Robert Scully

Personal information
- Full name: Robert Scully
- Date of birth: 20 November 1960 (age 65)
- Place of birth: Penang, Malaysia

Team information
- Current team: Perlis FA (assistant head coach)

Senior career*
- Years: Team / Apps / (Gls)
- Penang FA

Managerial career
- 2011: Penang FA (head coach)
- 2012: Deltras F.C. (assistant coach)
- 2013: Perlis FA (head coach)

= Robert Scully (footballer) =

Malaysian footballer and coach

Sr.

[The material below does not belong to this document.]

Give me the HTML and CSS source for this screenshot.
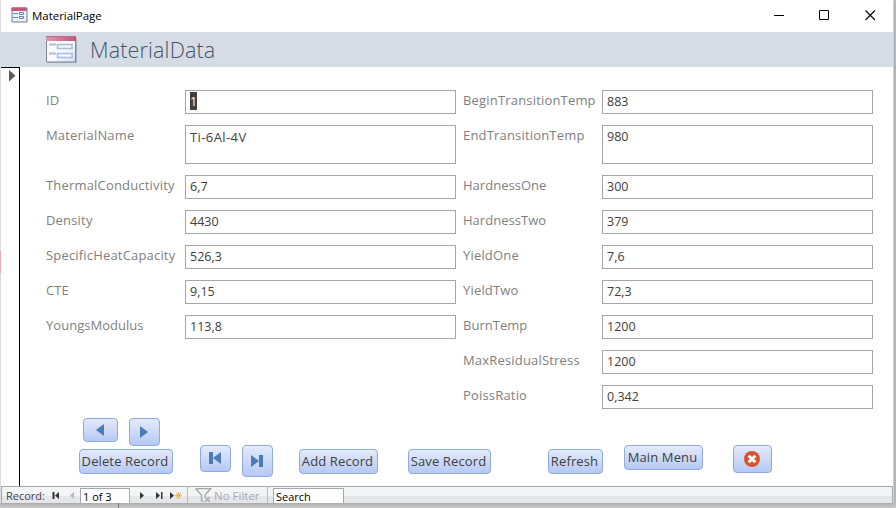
FILE: index.html
```html
<!DOCTYPE html>
<html lang="en">
<head>
<meta charset="utf-8">
<title>MaterialPage</title>
<link rel="stylesheet" href="styles.css">
</head>
<body>
<div class="window">
  <header class="titlebar">
    <svg class="appicon" width="17" height="16" viewBox="0 0 17 16"><path d="M1 1h15v14H1z" fill="#eef2fa" stroke="#6d7890"/><path d="M.5 .5h15V4H.5z" fill="#c4557b"/><path d="M2 6.500h5M2 10.500h5M8.500 5.500h4v2h-4zM8.500 9.500h4v2h-4z" fill="none" stroke="#6785b2"/></svg>
    <span class="caption">MaterialPage</span>
    <svg class="controls" width="104" height="12" viewBox="0 0 104 12" fill="none" stroke="#000"><path d="M1 5.500h10M46.500 .5h9v9h-9z"/><path d="M92.500 .5l9.500 9.500M102 .5l-9.500 9.500" stroke-width="1.100"/></svg>
  </header>
  <div class="formhead">
    <svg width="34" height="30" viewBox="0 0 34 30"><defs><linearGradient id="paper" x2="1" y2="1"><stop stop-color="#fff"/><stop offset=".55" stop-color="#f8faff"/><stop offset="1" stop-color="#d3ddef"/></linearGradient><linearGradient id="strip"><stop stop-color="#d99ab6"/><stop offset="1" stop-color="#c65277"/></linearGradient></defs><path d="M3 3h29v25H3z" fill="#8893a5" opacity=".55"/><path d="M1.500 1.500h29v25.500h-29z" fill="url(#paper)" stroke="#78849a"/><path d="M1 1h30v5H1z" fill="url(#strip)"/><path d="M1 1.500h30" stroke="#bd668a"/><path d="M4 9.500h7M4 18.500h7" stroke="#a9bedc" stroke-width="2"/><path d="M12.500 9.500h14.500v4H12.500zM12.500 18.500h14.500v4H12.500z" fill="#f3f7ff" stroke="#a9bedc" stroke-width="1.600"/></svg>
    <h1>MaterialData</h1>
  </div>
  <div class="body">
    <div class="selector"><svg width="7" height="12"><path d="M0 0l6.500 5.700L0 11.500z" fill="#5b5b5b"/></svg></div>
    <main>
      <div class="fields">
        <label>ID</label><div class="box"><span class="selected">1</span></div>
        <label>BeginTransitionTemp</label><div class="box">883</div>
        <label>MaterialName</label><div class="box name">Ti-6Al-4V</div>
        <label>EndTransitionTemp</label><div class="box">980</div>
        <label>ThermalConductivity</label><div class="box">6,7</div>
        <label class="tight">HardnessOne</label><div class="box">300</div>
        <label>Density</label><div class="box">4430</div>
        <label class="tight">HardnessTwo</label><div class="box">379</div>
        <label>SpecificHeatCapacity</label><div class="box">526,3</div>
        <label>YieldOne</label><div class="box">7,6</div>
        <label class="tight">CTE</label><div class="box">9,15</div>
        <label>YieldTwo</label><div class="box">72,3</div>
        <label class="tight">YoungsModulus</label><div class="box">113,8</div>
        <label class="tight">BurnTemp</label><div class="box">1200</div>
        <label class="right">MaxResidualStress</label><div class="box">1200</div>
        <label class="right">PoissRatio</label><div class="box">0,342</div>
      </div>
      <div class="steps">
        <button class="prev" aria-label="Previous"><svg width="8" height="12"><path d="M8 0v12L0 6z" fill="#4a7db5"/></svg></button>
        <button class="next" aria-label="Next"><svg width="8" height="12"><path d="M0 0v12l8-6z" fill="#4a7db5"/></svg></button>
      </div>
      <div class="actions">
        <button class="delete low">Delete Record</button>
        <button class="first" aria-label="First"><svg width="12" height="12"><path d="M0 0h4v12H0zM12 0v12L4 6z" fill="#4a7db5"/></svg></button>
        <button class="last" aria-label="Last"><svg width="12" height="12"><path d="M8 0h4v12H8zM0 0v12l8-6z" fill="#4a7db5"/></svg></button>
        <button class="add low">Add Record</button>
        <button class="save low">Save Record</button>
        <button class="refresh low">Refresh</button>
        <button class="menu">Main Menu</button>
        <button class="close" aria-label="Close"><svg width="16" height="16"><circle cx="8" cy="8" r="8" fill="#d9532e"/><path d="M4.700 4.700l6.600 6.600M11.300 4.700l-6.600 6.600" stroke="#fff" stroke-width="3"/></svg></button>
      </div>
    </main>
  </div>
  <footer>
    <span class="record">Record:</span>
    <svg class="nav-left" width="26" height="9"><path d="M.5 1h2v7h-2zM7 1v7L3 4.500z" fill="#333"/><path d="M22 1v7l-4-3.500z" fill="#b5b7ba"/></svg>
    <span class="position">1 of 3</span>
    <svg class="nav-right" width="44" height="9"><path d="M1 1v7l4-3.500zM17 1v7l4-3.500zM22 1h1.500v7H22zM31 1v7l4-3.500z" fill="#333"/><path d="M39.500 1v7M36 4.500h7M37 2l5 5M42 2l-5 5" stroke="#e6b65c"/></svg>
    <span class="divider"></span>
    <svg class="funnel" width="17" height="15" fill="none" stroke="#a5a7aa" stroke-width="1.300"><path d="M.7 .7h15L10 7v2M.7 .7L6.500 7v5.500l2 1.500M10 9l5 5M15 9l-5 5"/></svg>
    <span class="nofilter">No Filter</span>
    <span class="divider end"></span>
    <span class="search">Search</span>
  </footer>
</div>
<div class="marker"></div>
<div class="tick"></div>
</body>
</html>
```
FILE: styles.css
```css
* { box-sizing: border-box; }
body {
  margin: 0;
  width: 896px;
  height: 508px;
  overflow: hidden;
  position: relative;
  background: #c6c6c6;
  font-family: "Open Sans", "Noto Sans", sans-serif;
}
.window {
  width: 894px;
  height: 503px;
  border-left: 1px solid #dcdcdc;
  border-right: 1px solid #d5d5d5;
  background: #fff;
  box-shadow: 0 0 4px #8c8c8c;
  display: flex;
  flex-direction: column;
}
.titlebar { height: 32px; display: flex; align-items: flex-start; padding: 7px 16px 0 10px; flex: none; }
.caption { font-size: 11.5px; line-height: 17px; margin-left: 4px; letter-spacing: -.04px; color: #000; }
.controls { margin: 3px 0 0 auto; }
.formhead { height: 35px; flex: none; background: #d5dce6; display: flex; align-items: flex-start; padding: 3px 0 0 44px; }
h1 { margin: 0 0 0 11px; font-size: 21.5px; line-height: 30px; font-weight: 300; color: #44546a; letter-spacing: .15px; }
.body { flex: 1; min-height: 0; display: flex; }
.selector { width: 19px; border-top: 1px solid #000; border-right: 1px solid #000; padding: 2px 0 0 8px; line-height: 0; }
main { flex: 1; padding: 23px 0 0 26px; }
.fields {
  display: grid;
  grid-template-columns: 139px 271px 146px 271px;
  grid-template-rows: 24px 39px repeat(7, 24px);
  row-gap: 11px;
  height: 319px;
}
label { font-size: 13px; line-height: 20px; color: #7f7f7f; white-space: nowrap; letter-spacing: .18px; }
.tight { letter-spacing: .03px; }
label:nth-child(4n + 3), .right { padding-left: 7px; }
.right { grid-column: 3; }
.box { border: 1px solid #a6a6a6; padding: 1px 4px; font-size: 12.5px; line-height: 20px; color: #404040; letter-spacing: .02px; }
.name { font-size: 13px; letter-spacing: .4px; }
.selected { background: #404040; color: #fff; display: inline-block; width: 7px; height: 18px; line-height: 19px; }
.steps { display: flex; align-items: flex-start; gap: 11px; height: 27px; margin: 9px 0 0 37px; }
.actions { display: flex; align-items: flex-start; margin-left: 33px; }
button {
  border: 1px solid #8eabdc;
  border-radius: 4px;
  background: linear-gradient(#e3eafb, #cbd8f7 55%, #b5c9f5);
  padding: 0 2px 1px 0;
  display: flex;
  align-items: center;
  justify-content: center;
  flex: none;
  height: 25px;
  color: #404040;
  font: 13px/22px "Open Sans", sans-serif;
  letter-spacing: .12px;
  white-space: nowrap;
}
.low { margin-top: 4px; }
.prev { width: 35px; height: 24px; }
.next { width: 31px; height: 28px; padding-bottom: 0; }
.delete { width: 94px; }
.first { width: 31px; height: 27px; margin-left: 27px; }
.last { width: 31px; height: 32px; margin-left: 11px; }
.add { width: 79px; margin-left: 26px; }
.save { width: 83px; margin-left: 30px; }
.refresh { width: 55px; margin-left: 57px; }
.menu { width: 79px; margin-left: 21px; }
.close { width: 39px; height: 28px; margin-left: 30px; padding-bottom: 0; }
footer {
  height: 17px;
  flex: none;
  border: 1px solid #a5a8b0;
  border-bottom: 0;
  background: linear-gradient(#f3f4f6 9px, #e4e6ea 9px);
  display: flex;
  align-items: flex-start;
  font-size: 11.5px;
  line-height: 18px;
  color: #444;
  white-space: nowrap;
  overflow: hidden;
}
.record { width: 46px; margin-left: 4px; font-size: 11px; }
.nav-left { margin-top: 4px; }
.position, .search { background: #fff; border: 1px solid #a5a8b0; border-bottom: 0; height: 15px; line-height: 15px; margin-top: 1px; padding-left: 2px; color: #000; }
.position { width: 50px; margin-left: 2px; font-size: 11px; }
.nav-right { margin: 4px 0 0 9px; }
.divider { width: 1px; height: 17px; background: #b7bac0; margin-left: 4px; }
.funnel { margin: 1px 0 0 7px; }
.nofilter { color: #a8a9ab; width: 46px; margin-left: 2px; }
.divider.end { margin-left: 7px; }
.search { width: 71px; margin-left: 5px; font-size: 11px; }
.marker { position: absolute; left: 0; top: 251px; width: 1px; height: 22px; background: #f2a9ac; }
.tick { position: absolute; left: 118px; top: 503px; width: 1px; height: 5px; background: #777b84; }
```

Robert Scully (born 20 November 1960) is a Malaysian former football player and coach.

He formerly played for Penang FA in Malaysia Cup competition during the 1980s.

Robert has worked at Malaysian National Sports Council (Majlis Sukan Negara) before accepting the job as head coach for Penang FA in early 2011. He was sacked from his post in April 2011 due to poor performance from Penang FA which has seen the team occupying the last place in the Malaysian Premier League for that season.

In early 2012, he worked as assistant coach at Indonesia Super League team Deltras F.C.

In June 2012, he was appointed as the head coach of Perlis FA. When Yunus Alif was appointed the head coach of Perlis in December 2012, Scully was demoted to become assistant head coach.